Auch sonst sitzt der Franken in Bundesbern recht locker. Schon ohne 13. AHV-Rente lebt der Staat über seine Verhältnisse. Keine Ausgabe scheint zu gross, als dass sich im Bundeshaushalt dafür kein Geld finden würde. Eine kleine Auswahl ohne Anspruch auf Vollständigkeit:

  • Das jährliche Armeebudget soll um 4,5 Milliarden Franken aufgestockt werden. Das hat das Parlament in der Wintersession entschieden.
  • 5,3 Milliarden Franken gibt’s für den Ausbau der Autobahnen.
  • Die Ausgaben im Asylbereich sind in den vergangenen Jahren stark gestiegen – von 1,6 Milliarden Franken 2021 auf 3,4 Milliarden Franken im vergangenen Jahr. Beim Budget für das laufende Jahr konnte der Bund die Schuldenbremse nur einhalten, weil man 1,2 Milliarden Franken für die Ukraine-Flüchtlinge als «ausserordentliche Ausgaben» verbuchte. Ein plumper Trick, können doch solche Kosten zwei Jahre nach Kriegsbeginn kaum mehr als «unvorhergesehen» betrachtet werden.
  • Zusätzlich zu den Ausgaben für die Geflüchteten unterstützt der Bund die Ukraine mit humanitärer Hilfe sowie Wiederaufbauhilfe. Für Letztere flossen bisher rund 300 Millionen Franken. Ab kommendem Jahr sollen nach dem Willen des Bundesrats weitere 6 Milliarden Franken über zehn Jahre in die Ukraine fliessen. Das Parlament berät diese Woche darüber.
  • Der Bundesbeitrag an die AHV steigt bis 2035 gemäss den Prognosen des Bundes um etwa 5 Milliarden Franken, wobei die 13. Rente hier noch nicht einmal mitgerechnet ist. Diese kostet bereits bei ihrer Einführung 2026 über 4 Milliarden Franken pro Jahr – mit steigender Tendenz. Wie sie finanziert wird, ist offen.
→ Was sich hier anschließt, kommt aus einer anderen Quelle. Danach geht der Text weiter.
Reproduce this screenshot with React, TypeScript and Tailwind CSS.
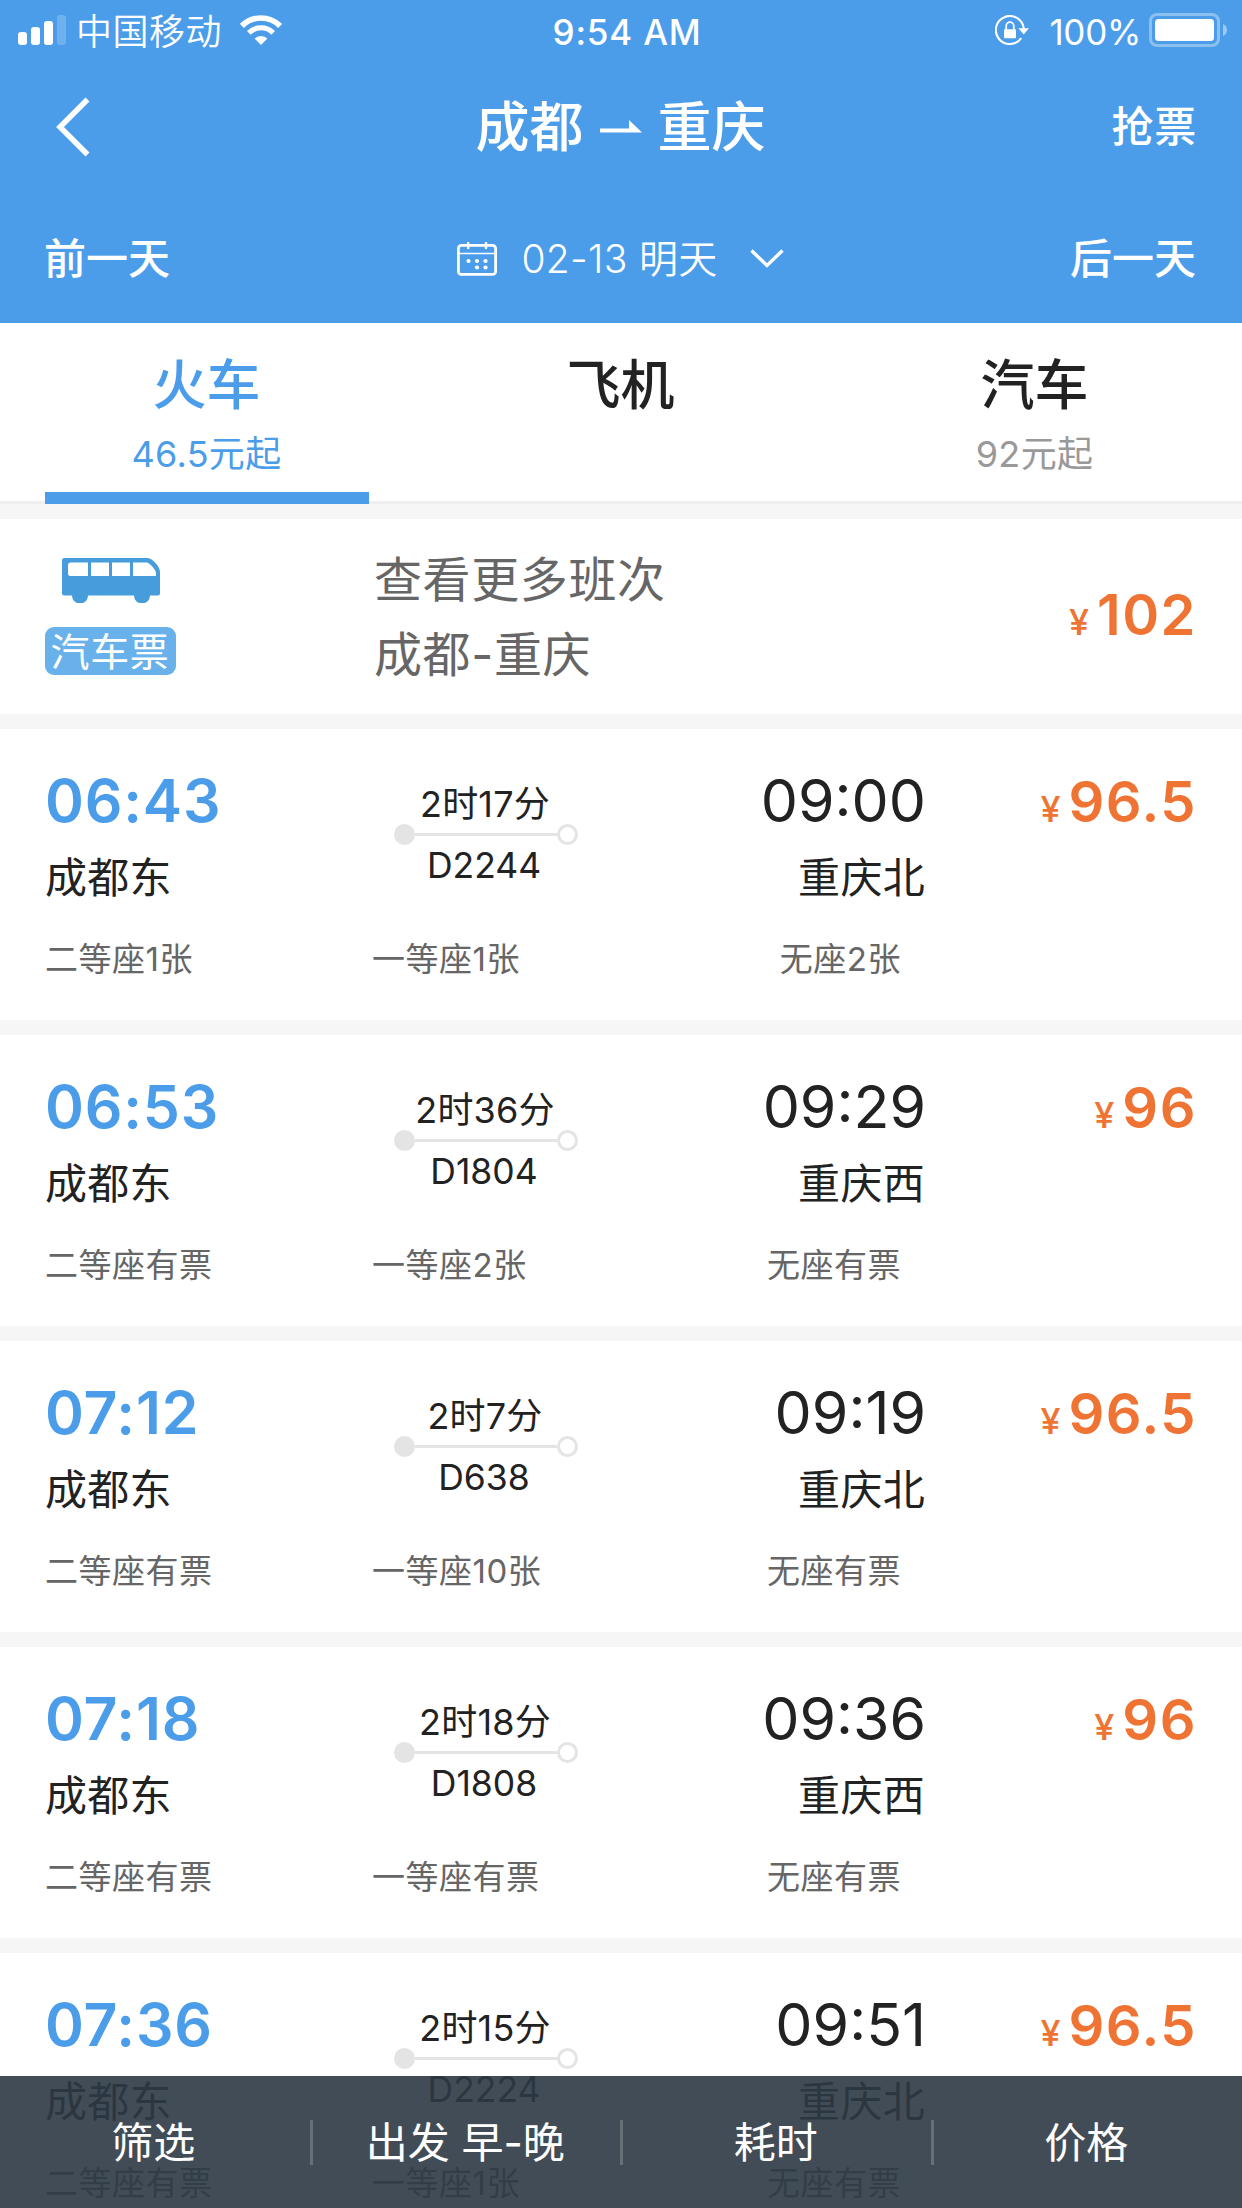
import React, { useState } from 'react';

interface Train {
  depart: string;
  arrive: string;
  from: string;
  to: string;
  duration: string;
  code: string;
  price: string;
  seats: [string, string, string];
}

const TRAINS: Train[] = [
  { depart: '06:43', arrive: '09:00', from: '成都东', to: '重庆北', duration: '2时17分', code: 'D2244', price: '96.5', seats: ['二等座1张', '一等座1张', '无座2张'] },
  { depart: '06:53', arrive: '09:29', from: '成都东', to: '重庆西', duration: '2时36分', code: 'D1804', price: '96', seats: ['二等座有票', '一等座2张', '无座有票'] },
  { depart: '07:12', arrive: '09:19', from: '成都东', to: '重庆北', duration: '2时7分', code: 'D638', price: '96.5', seats: ['二等座有票', '一等座10张', '无座有票'] },
  { depart: '07:18', arrive: '09:36', from: '成都东', to: '重庆西', duration: '2时18分', code: 'D1808', price: '96', seats: ['二等座有票', '一等座有票', '无座有票'] },
  { depart: '07:36', arrive: '09:51', from: '成都东', to: '重庆北', duration: '2时15分', code: 'D2224', price: '96.5', seats: ['二等座有票', '一等座1张', '无座有票'] },
];

const TABS = [
  { id: 'train', label: '火车', price: '46.5元起' },
  { id: 'plane', label: '飞机', price: '' },
  { id: 'bus', label: '汽车', price: '92元起' },
];

const FILTERS = ['筛选', '出发 早-晚', '耗时', '价格'];

const WifiIcon = () => (
  <svg width="42" height="30" viewBox="0 0 42 30" fill="none" stroke="white">
    <path d="M1.9 10.9A27 27 0 0 1 40.1 10.9" strokeWidth="5.6" />
    <path d="M8.8 17.8A17.3 17.3 0 0 1 33.2 17.8" strokeWidth="5.2" />
    <path d="M21 30L14.6 23.6A9 9 0 0 1 27.4 23.6Z" fill="white" stroke="none" />
  </svg>
);

const RotationLockIcon = () => (
  <svg width="34" height="30" viewBox="0 0 34 30" fill="none" stroke="white">
    <path d="M28.8 14A14 14 0 1 0 26.2 23.2" strokeWidth="2.1" />
    <path d="M23.4 13.2H34L28.7 19.4Z" fill="white" stroke="none" />
    <rect x="9" y="14.2" width="12" height="9" rx="1" fill="white" stroke="none" />
    <path d="M11.2 15V11a3.8 3.9 0 0 1 7.6 0V15" strokeWidth="1.7" />
  </svg>
);

const BatteryIcon = () => (
  <svg width="78" height="34" viewBox="0 0 78 34" fill="none">
    <rect x="1.5" y="1.5" width="68" height="31" rx="6.5" stroke="white" strokeOpacity="0.36" strokeWidth="3" />
    <rect x="6" y="6" width="59" height="22" rx="3.5" fill="white" />
    <path d="M74 11C77 12.5 78 14.5 78 17S77 21.5 74 23Z" fill="white" fillOpacity="0.45" />
  </svg>
);

const CalendarIcon = () => (
  <svg width="40" height="34" viewBox="0 0 40 34" fill="none" stroke="white">
    <rect x="1.4" y="3.4" width="37.2" height="29" rx="3" strokeWidth="2.8" />
    <path d="M2 11.5H38" strokeWidth="1.7" />
    <path d="M11.2 1.2V6M29 1.2V6" strokeWidth="2.6" strokeLinecap="round" />
    <g fill="white" stroke="none">
      <circle cx="11.5" cy="19" r="2.1" />
      <circle cx="20" cy="19" r="2.1" />
      <circle cx="28.5" cy="19" r="2.1" />
      <circle cx="20" cy="25.5" r="2.1" />
      <circle cx="28.5" cy="25.5" r="2.1" />
    </g>
  </svg>
);

const BusIcon = () => (
  <svg width="98" height="45" viewBox="0 0 98 45">
    <path d="M2.5 0H85C90 0 98 8 98 14V35.5Q98 37.5 96 37.5H88A8 8 0 0 1 72 37.5H26A8 8 0 0 1 10 37.5H2.5Q0 37.5 0 35V2.5Q0 0 2.5 0Z" fill="#479cdb" />
    <g fill="white">
      <path d="M8.5 4.5H26V18H8.5Q6 18 6 15.5V7Q6 4.5 8.5 4.5Z" />
      <path d="M29 4.5H47V18H29Z" />
      <path d="M50 4.5H68V18H50Z" />
      <path d="M71 4.5H85.5C89 6.5 94 12 94 15.5V18H71Z" />
    </g>
  </svg>
);

const StatusBar = () => (
  <div className="flex h-[60px] items-center pl-[18px] pr-[15px]">
    <div className="flex flex-1 items-center">
      <div className="flex h-[30px] w-12 items-end justify-between">
        <div className="h-[13px] w-[9px] rounded-[3px] bg-white" />
        <div className="h-[18px] w-[9px] rounded-[3px] bg-white" />
        <div className="h-6 w-[9px] rounded-[3px] bg-white" />
        <div className="h-[30px] w-[9px] rounded-[3px] bg-white/20" />
      </div>
      <span className="ml-[10px] mr-[18px] mt-[3px] text-[36px] font-[350] leading-[60px] tracking-[0.5px]">中国移动</span>
      <WifiIcon />
    </div>
    <span className="ml-[9px] mt-[3px] text-[35px] font-medium leading-[60px] tracking-[0.8px]">9:54 AM</span>
    <div className="flex flex-1 items-center justify-end">
      <RotationLockIcon />
      <span className="ml-[20px] mr-[8px] mt-[3px] text-[35px] leading-[60px] tracking-[-0.3px]">100%</span>
      <BatteryIcon />
    </div>
  </div>
);

const Header = () => (
  <header className="h-[323px] bg-[#4b9dea] text-white">
    <StatusBar />
    <div className="grid h-[134px] grid-cols-[1fr_auto_1fr] items-center px-[45px]">
      <button className="ml-[11px] w-fit">
        <svg width="34" height="60" viewBox="0 0 34 60" fill="none" stroke="white" strokeWidth="5.5">
          <path d="M31.5 2.5L4 30L31.5 57.5" />
        </svg>
      </button>
      <h1 className="-ml-px flex items-center pt-[2px] text-[54px] font-medium leading-[60px]">
        成都
        <svg className="mx-[16px] -mt-[3px]" width="42" height="13" viewBox="0 0 42 13" fill="white">
          <path d="M0 8.5H29V0L42 12.5H0Z" />
        </svg>
        重庆
      </h1>
      <button className="text-right text-[42px] font-medium leading-[60px] tracking-[0.8px]">抢票</button>
    </div>
    <div className="grid h-[129px] grid-cols-[1fr_auto_1fr] items-center px-[45px]">
      <button className="-ml-px pt-px text-left text-[42px] font-medium leading-[60px]">前一天</button>
      <button className="-ml-px flex items-center">
        <CalendarIcon />
        <span className="ml-[24px] mr-[32px] text-[39px] font-[350] leading-[60px] tracking-[0.3px]">02-13 明天</span>
        <svg width="34" height="20" viewBox="0 0 34 20" fill="none" stroke="white" strokeWidth="3.4">
          <path d="M1.5 1.5L17 16.5L32.5 1.5" />
        </svg>
      </button>
      <button className="pr-px pt-px text-right text-[42px] font-medium leading-[60px]">后一天</button>
    </div>
  </header>
);

interface PriceProps {
  value: string;
}

const Price: React.FC<PriceProps> = ({ value }) => (
  <div className="flex items-baseline justify-end gap-[8px] text-[#ef7434]">
    <span className="text-[36px] font-medium leading-none">¥</span>
    <span className="text-[56px] font-semibold leading-[62px] tracking-[1.5px]">{value}</span>
  </div>
);

const BusCard = () => (
  <section className="flex h-[195px] items-center bg-white px-[45px]">
    <div className="flex w-[329px] flex-col">
      <div className="ml-[17px] h-[69px]">
        <BusIcon />
      </div>
      <span className="h-12 w-[131px] rounded-[9px] bg-[#68b1eb] pr-px text-center text-[39px] leading-[50px] tracking-[0.6px] text-white">汽车票</span>
    </div>
    <div className="flex-1 pt-px text-[48px] leading-[75px] tracking-[0.6px] text-[#666]">
      <p>查看更多班次</p>
      <p>成都-重庆</p>
    </div>
    <div className="pb-[3px]">
      <Price value="102" />
    </div>
  </section>
);

interface TrainCardProps {
  train: Train;
}

const TrainCard: React.FC<TrainCardProps> = ({ train }) => (
  <section className="h-[291px] shrink-0 bg-white px-[45px] text-[#222]">
    <div className="grid h-[210px] grid-cols-[349px_184px_348px_1fr]">
      <div className="pt-[41px]">
        <p className="text-[59px] font-semibold leading-[62px] tracking-[0.8px] text-[#4b9dea]">{train.depart}</p>
        <p className="mt-[15px] text-[42px] leading-[62px] tracking-[0.3px]">{train.from}</p>
      </div>
      <div className="pt-[54px] text-center">
        <p className="-ml-[2px] text-[36px] leading-[43px] tracking-[0.2px]">{train.duration}</p>
        <div className="-mt-[2px] flex h-[21px] items-center">
          <div className="size-[21px] rounded-full bg-[#e4e4e4]" />
          <div className="h-[3px] flex-1 bg-[#e4e4e4]" />
          <div className="size-[21px] rounded-full border-3 border-[#e4e4e4]" />
        </div>
        <p className="-ml-[4px] text-[35.5px] leading-[42px]">{train.code}</p>
      </div>
      <div className="pt-[41px] text-right">
        <p className="text-[59px] leading-[62px]">{train.arrive}</p>
        <p className="mr-px mt-[15px] text-[42px] leading-[62px] tracking-[0.3px]">{train.to}</p>
      </div>
      <div className="pt-[42px]">
        <Price value={train.price} />
      </div>
    </div>
    <div className="grid grid-cols-[327px_264px_265px] text-[33px] leading-[40px] tracking-[0.5px] text-[#666]">
      <span>{train.seats[0]}</span>
      <span>{train.seats[1]}</span>
      <span className="text-right">{train.seats[2]}</span>
    </div>
  </section>
);

const App: React.FC = () => {
  const [activeTab, setActiveTab] = useState('train');

  return (
    <div className="relative h-[2208px] w-[1242px] overflow-hidden bg-[#f6f6f6] font-['Inter','Noto_Sans_CJK_SC',sans-serif]">
      <Header />

      {/* Transport tabs */}
      <nav className="grid h-[181px] grid-cols-3 border-b-3 border-[#efefef] bg-white">
        {TABS.map((tab) => {
          const active = tab.id === activeTab;
          return (
            <button
              key={tab.id}
              onClick={() => setActiveTab(tab.id)}
              className={`flex h-[181px] flex-col items-center pt-[32px] ${active ? 'text-[#4b9dea]' : 'text-[#222]'}`}
            >
              <span className="-ml-px text-[54px] font-medium leading-[62px]">{tab.label}</span>
              <span className={`-ml-px mt-[15px] h-[44px] text-[36px] leading-[44px] tracking-[0.3px] ${active ? '' : 'text-[#999]'}`}>{tab.price}</span>
              {active && <div className="mt-[16px] h-3 w-[324px] bg-[#4b9dea]" />}
            </button>
          );
        })}
      </nav>

      {/* Results */}
      <main className="flex flex-col gap-[15px] pt-[15px]">
        <BusCard />
        {TRAINS.map((train) => (
          <TrainCard key={train.code} train={train} />
        ))}
      </main>

      {/* Sort bar, floats over the list */}
      <footer className="absolute inset-x-0 bottom-0 grid h-[132px] grid-cols-4 items-center bg-[#2d3844]/90 text-center text-[42px] text-white">
        {FILTERS.map((label, i) => (
          <button key={label} className={`-ml-px h-[45px] pr-[3px] leading-[46px] ${i > 0 ? 'border-l-3 border-white/20' : ''}`}>
            {label}
          </button>
        ))}
      </footer>
    </div>
  );
};

export default App;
Bereits heute besteht in der AHV eine Finanzierungslücke – die Differenz zwischen Einnahmen und Rentenversprechen – von über 600 Milliarden Franken, also fast 90 Prozent der jährlichen Wirtschaftsleistung der Schweiz. Decken werden sie die kommenden Generationen müssen.

Die YOLO-Mentalität in der Politik spiegelt eine Haltung, die in der Gesellschaft zunehmend verbreitet ist. Wir leben länger und beziehen mehr Rente, sind aber unter keinen Umständen bereit, dafür länger zu arbeiten. So bequem diese Haltung ist, prallt sie irgendwann doch auf die Realität.

Aber das braucht uns heute noch nicht zu kümmern. «Dörfs no es bitzeli meh si?», fragt der Staat. «Gerne», antworten die Bürger. «Schicken Sie die Rechnung dann einfach unseren Kindern.»